Written instruction
Leave out the pictures and print only the lines from the one with "Emit a component" through the one with "import React from 'react';", exactly as they are.
━━━━━━━━━━━━━━━━━━━━━━━━━━━━━━
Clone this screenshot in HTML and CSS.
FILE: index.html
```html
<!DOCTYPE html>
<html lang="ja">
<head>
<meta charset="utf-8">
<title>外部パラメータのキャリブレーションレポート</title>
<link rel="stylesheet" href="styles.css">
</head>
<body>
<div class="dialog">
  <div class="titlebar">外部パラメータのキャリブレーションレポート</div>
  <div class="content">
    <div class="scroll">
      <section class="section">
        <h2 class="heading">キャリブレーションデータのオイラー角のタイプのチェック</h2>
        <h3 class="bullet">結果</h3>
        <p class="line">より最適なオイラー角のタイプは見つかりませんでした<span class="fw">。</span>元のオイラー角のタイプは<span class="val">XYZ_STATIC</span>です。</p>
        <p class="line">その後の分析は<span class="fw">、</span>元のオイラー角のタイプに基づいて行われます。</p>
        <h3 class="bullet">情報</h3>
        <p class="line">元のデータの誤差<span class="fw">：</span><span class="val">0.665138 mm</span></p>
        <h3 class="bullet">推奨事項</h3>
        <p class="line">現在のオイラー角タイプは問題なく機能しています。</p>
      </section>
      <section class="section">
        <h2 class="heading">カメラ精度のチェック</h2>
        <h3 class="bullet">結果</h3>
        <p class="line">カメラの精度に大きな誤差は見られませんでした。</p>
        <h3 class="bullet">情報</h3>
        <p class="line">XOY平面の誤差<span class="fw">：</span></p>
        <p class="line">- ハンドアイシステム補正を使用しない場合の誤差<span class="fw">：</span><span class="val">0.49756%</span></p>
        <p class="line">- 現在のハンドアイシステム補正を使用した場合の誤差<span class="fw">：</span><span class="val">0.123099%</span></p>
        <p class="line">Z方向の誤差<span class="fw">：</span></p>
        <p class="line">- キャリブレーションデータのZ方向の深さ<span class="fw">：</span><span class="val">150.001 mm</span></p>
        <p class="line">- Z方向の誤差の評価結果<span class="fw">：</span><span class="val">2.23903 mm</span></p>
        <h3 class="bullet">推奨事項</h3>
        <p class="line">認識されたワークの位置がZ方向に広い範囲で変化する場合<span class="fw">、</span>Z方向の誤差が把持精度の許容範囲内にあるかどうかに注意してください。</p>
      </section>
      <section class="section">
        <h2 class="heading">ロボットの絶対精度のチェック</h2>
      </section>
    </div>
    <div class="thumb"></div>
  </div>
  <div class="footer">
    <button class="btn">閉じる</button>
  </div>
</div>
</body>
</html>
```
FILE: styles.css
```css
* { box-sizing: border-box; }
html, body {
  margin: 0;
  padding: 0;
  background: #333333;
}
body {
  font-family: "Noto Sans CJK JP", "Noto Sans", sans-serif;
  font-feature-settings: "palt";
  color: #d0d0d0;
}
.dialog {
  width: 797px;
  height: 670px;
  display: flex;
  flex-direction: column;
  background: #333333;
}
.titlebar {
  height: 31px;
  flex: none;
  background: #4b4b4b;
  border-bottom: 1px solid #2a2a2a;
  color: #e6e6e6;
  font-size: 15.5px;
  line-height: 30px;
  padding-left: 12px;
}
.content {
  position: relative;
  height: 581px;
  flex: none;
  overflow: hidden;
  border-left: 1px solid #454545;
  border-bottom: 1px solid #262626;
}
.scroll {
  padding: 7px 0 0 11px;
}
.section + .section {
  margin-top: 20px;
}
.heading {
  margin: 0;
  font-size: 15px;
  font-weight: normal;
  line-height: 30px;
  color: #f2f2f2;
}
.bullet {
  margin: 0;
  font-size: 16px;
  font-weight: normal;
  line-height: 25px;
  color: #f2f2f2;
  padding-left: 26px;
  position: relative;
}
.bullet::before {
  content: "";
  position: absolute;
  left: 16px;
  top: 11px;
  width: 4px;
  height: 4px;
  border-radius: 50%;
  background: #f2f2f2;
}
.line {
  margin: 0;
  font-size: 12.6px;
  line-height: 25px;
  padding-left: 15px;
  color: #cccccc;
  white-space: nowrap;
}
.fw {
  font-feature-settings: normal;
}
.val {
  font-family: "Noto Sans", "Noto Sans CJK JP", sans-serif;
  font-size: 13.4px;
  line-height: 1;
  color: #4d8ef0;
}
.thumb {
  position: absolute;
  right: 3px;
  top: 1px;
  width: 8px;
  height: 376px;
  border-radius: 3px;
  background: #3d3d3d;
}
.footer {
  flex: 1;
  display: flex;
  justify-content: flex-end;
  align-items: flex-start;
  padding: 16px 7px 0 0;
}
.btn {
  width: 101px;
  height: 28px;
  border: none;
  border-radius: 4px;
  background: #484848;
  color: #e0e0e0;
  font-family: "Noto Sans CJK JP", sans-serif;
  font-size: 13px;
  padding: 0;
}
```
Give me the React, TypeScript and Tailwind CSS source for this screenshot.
━━━━━━━━━━━━━━━━━━━━━━━━━━━━━━
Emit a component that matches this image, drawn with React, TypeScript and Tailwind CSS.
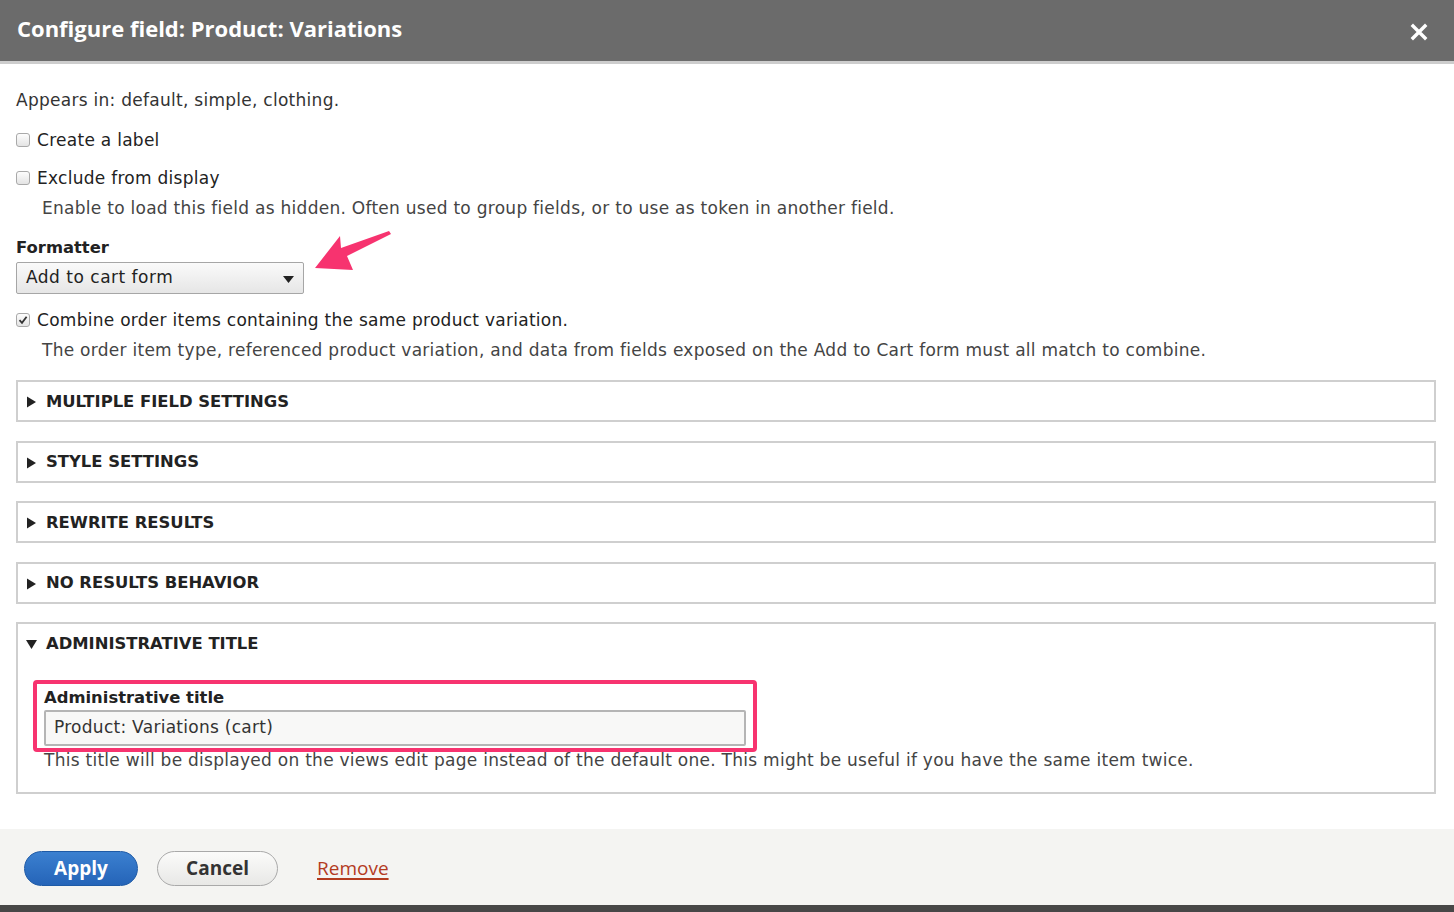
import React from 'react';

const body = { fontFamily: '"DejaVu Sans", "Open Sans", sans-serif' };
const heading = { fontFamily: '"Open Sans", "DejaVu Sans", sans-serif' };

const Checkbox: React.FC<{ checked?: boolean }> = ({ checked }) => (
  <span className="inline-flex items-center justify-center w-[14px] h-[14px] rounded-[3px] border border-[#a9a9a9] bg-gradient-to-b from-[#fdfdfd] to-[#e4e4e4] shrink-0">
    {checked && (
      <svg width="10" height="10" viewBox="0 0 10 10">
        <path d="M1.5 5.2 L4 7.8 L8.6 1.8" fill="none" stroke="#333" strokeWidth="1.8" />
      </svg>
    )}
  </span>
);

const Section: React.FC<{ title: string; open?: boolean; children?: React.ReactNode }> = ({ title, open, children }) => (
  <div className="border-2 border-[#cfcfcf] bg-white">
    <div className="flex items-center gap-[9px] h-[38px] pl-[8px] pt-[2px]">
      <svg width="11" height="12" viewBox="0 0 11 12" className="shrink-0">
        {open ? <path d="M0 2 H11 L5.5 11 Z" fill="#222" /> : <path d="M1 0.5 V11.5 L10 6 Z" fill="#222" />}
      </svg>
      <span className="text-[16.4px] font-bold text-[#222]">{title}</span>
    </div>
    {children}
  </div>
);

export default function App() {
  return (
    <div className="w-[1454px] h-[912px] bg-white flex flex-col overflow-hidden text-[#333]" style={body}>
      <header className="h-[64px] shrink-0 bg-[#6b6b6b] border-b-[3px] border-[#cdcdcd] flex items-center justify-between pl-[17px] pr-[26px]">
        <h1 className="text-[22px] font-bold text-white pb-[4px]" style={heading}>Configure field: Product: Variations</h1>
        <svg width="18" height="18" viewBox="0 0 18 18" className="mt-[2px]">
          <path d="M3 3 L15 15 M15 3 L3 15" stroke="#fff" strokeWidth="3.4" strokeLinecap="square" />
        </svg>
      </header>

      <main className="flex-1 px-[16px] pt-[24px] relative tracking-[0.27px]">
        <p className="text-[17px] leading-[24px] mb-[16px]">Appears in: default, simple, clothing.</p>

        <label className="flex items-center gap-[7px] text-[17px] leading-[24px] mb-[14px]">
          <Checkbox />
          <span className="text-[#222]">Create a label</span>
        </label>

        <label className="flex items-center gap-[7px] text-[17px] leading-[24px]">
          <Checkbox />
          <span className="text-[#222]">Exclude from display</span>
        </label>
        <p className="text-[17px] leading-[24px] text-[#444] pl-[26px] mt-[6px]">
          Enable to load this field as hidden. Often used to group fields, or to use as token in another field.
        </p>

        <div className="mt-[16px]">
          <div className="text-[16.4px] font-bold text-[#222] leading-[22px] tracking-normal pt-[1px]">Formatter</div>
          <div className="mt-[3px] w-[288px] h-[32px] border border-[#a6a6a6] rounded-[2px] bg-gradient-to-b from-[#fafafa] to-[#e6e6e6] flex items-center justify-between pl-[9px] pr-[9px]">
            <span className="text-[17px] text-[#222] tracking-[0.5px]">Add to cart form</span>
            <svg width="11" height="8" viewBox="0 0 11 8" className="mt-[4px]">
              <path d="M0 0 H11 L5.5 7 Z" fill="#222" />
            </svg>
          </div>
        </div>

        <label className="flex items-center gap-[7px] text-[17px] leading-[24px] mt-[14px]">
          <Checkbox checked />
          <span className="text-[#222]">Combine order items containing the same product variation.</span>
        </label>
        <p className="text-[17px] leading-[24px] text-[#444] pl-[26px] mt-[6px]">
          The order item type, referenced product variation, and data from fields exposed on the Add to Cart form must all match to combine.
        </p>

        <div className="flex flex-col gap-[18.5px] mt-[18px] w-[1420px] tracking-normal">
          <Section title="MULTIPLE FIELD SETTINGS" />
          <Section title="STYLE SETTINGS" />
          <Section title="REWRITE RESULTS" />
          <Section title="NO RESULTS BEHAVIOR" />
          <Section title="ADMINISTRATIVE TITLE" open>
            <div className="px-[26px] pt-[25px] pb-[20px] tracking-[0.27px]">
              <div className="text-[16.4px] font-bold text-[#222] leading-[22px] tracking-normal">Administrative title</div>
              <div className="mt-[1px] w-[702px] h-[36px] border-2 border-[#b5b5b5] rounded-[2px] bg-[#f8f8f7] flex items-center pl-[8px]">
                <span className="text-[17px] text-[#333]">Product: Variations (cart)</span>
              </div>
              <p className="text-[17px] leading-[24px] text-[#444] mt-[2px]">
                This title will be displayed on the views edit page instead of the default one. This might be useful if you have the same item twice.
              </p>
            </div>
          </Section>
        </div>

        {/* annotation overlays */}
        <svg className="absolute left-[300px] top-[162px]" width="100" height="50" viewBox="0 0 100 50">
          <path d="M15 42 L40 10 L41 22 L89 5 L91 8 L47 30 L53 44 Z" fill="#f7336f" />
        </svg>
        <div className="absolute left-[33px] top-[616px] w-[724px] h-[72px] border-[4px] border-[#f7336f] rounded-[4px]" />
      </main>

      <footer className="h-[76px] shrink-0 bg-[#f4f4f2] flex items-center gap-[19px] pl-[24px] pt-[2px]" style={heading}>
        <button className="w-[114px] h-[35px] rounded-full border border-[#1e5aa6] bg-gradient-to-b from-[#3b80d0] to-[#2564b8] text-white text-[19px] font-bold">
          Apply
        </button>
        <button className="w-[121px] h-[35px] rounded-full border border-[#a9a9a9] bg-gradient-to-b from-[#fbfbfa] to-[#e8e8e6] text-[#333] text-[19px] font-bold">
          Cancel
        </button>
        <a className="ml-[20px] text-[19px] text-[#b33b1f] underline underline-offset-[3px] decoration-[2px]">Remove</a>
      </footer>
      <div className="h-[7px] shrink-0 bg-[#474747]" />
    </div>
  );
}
━━━━━━━━━━━━━━━━━━━━━━━━━━━━━━
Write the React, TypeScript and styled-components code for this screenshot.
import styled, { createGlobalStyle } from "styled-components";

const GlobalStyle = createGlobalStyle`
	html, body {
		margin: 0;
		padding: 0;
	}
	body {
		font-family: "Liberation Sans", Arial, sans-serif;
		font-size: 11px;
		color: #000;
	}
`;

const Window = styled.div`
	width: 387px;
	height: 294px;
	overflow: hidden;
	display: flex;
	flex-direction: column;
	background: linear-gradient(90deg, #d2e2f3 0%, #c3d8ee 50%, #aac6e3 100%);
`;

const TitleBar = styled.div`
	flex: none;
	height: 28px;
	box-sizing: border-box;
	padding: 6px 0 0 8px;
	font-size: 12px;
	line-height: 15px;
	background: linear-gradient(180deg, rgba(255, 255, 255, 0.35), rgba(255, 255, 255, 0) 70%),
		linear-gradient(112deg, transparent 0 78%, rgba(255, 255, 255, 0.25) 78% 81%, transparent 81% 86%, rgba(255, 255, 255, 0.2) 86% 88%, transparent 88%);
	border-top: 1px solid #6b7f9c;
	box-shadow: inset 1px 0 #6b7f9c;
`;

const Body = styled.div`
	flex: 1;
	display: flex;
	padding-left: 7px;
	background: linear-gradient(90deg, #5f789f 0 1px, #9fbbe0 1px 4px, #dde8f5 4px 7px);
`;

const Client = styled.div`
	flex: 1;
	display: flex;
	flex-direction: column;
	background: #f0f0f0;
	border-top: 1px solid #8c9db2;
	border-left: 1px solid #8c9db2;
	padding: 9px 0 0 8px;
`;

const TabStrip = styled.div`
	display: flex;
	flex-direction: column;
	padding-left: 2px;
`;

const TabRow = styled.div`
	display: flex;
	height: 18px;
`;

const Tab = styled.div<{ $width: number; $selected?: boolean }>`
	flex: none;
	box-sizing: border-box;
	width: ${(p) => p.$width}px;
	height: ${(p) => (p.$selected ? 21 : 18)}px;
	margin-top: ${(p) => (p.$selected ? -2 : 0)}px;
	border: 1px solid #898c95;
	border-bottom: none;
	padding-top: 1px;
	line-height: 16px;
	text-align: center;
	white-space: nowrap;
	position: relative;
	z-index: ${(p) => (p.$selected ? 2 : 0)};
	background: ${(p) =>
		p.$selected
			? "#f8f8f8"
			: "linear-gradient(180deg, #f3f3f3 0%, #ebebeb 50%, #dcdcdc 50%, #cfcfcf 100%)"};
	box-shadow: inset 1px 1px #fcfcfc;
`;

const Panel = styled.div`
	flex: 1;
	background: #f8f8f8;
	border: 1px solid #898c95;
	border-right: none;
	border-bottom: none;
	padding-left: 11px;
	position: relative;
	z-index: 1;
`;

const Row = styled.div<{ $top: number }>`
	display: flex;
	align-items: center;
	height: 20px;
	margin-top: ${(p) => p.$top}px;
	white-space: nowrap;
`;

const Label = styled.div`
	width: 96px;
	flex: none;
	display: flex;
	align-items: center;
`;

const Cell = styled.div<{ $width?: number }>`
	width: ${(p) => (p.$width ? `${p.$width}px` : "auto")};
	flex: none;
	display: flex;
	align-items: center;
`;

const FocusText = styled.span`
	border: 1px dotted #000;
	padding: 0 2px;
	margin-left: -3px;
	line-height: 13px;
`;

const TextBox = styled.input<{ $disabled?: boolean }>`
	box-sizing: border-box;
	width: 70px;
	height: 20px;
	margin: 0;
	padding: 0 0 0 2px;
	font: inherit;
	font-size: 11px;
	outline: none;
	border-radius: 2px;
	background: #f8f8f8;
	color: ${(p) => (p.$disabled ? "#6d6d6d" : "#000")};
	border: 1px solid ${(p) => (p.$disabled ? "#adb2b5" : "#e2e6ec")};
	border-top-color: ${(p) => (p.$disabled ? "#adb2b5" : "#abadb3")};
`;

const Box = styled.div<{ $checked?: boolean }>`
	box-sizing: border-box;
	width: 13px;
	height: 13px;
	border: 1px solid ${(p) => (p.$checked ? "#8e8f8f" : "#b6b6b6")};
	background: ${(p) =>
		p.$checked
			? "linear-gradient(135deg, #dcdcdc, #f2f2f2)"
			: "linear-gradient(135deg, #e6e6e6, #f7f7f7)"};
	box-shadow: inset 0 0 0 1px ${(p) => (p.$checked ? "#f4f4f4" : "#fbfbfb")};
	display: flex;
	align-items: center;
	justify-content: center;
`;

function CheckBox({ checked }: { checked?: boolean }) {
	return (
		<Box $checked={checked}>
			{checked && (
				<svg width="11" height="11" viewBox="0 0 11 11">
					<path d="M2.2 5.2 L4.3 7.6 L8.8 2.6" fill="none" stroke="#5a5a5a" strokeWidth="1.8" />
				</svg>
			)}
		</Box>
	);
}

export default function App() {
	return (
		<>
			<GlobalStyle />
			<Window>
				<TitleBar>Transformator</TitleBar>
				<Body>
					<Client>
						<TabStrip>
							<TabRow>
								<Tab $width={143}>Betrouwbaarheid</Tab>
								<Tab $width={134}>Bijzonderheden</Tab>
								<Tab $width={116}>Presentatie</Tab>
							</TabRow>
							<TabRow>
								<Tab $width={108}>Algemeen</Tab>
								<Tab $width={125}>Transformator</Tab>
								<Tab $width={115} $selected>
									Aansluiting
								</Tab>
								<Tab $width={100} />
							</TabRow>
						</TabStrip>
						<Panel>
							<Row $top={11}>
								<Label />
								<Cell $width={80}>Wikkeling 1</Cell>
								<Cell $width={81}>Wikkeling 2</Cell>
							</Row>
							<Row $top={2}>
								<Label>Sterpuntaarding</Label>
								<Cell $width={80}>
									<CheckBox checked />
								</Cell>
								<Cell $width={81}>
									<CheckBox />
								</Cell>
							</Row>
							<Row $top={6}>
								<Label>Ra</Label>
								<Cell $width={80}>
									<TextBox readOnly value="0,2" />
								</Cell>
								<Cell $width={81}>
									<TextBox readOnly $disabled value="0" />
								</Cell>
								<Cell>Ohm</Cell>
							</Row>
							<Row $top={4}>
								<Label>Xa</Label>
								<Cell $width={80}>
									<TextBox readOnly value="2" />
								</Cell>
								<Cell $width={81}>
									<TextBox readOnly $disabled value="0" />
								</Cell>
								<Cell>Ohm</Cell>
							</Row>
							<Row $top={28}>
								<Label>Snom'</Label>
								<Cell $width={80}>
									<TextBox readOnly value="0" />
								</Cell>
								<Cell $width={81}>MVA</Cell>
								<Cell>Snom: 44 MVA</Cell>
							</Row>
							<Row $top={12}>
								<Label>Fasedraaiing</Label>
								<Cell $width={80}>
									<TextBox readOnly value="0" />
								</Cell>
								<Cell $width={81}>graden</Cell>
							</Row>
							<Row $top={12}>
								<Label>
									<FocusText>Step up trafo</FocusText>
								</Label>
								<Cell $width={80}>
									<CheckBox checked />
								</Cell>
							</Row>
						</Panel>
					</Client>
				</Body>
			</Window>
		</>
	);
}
━━━━━━━━━━━━━━━━━━━━━━━━━━━━━━
Task result
Emit a component that matches this image, drawn with React, TypeScript and Tailwind CSS.
import React from 'react';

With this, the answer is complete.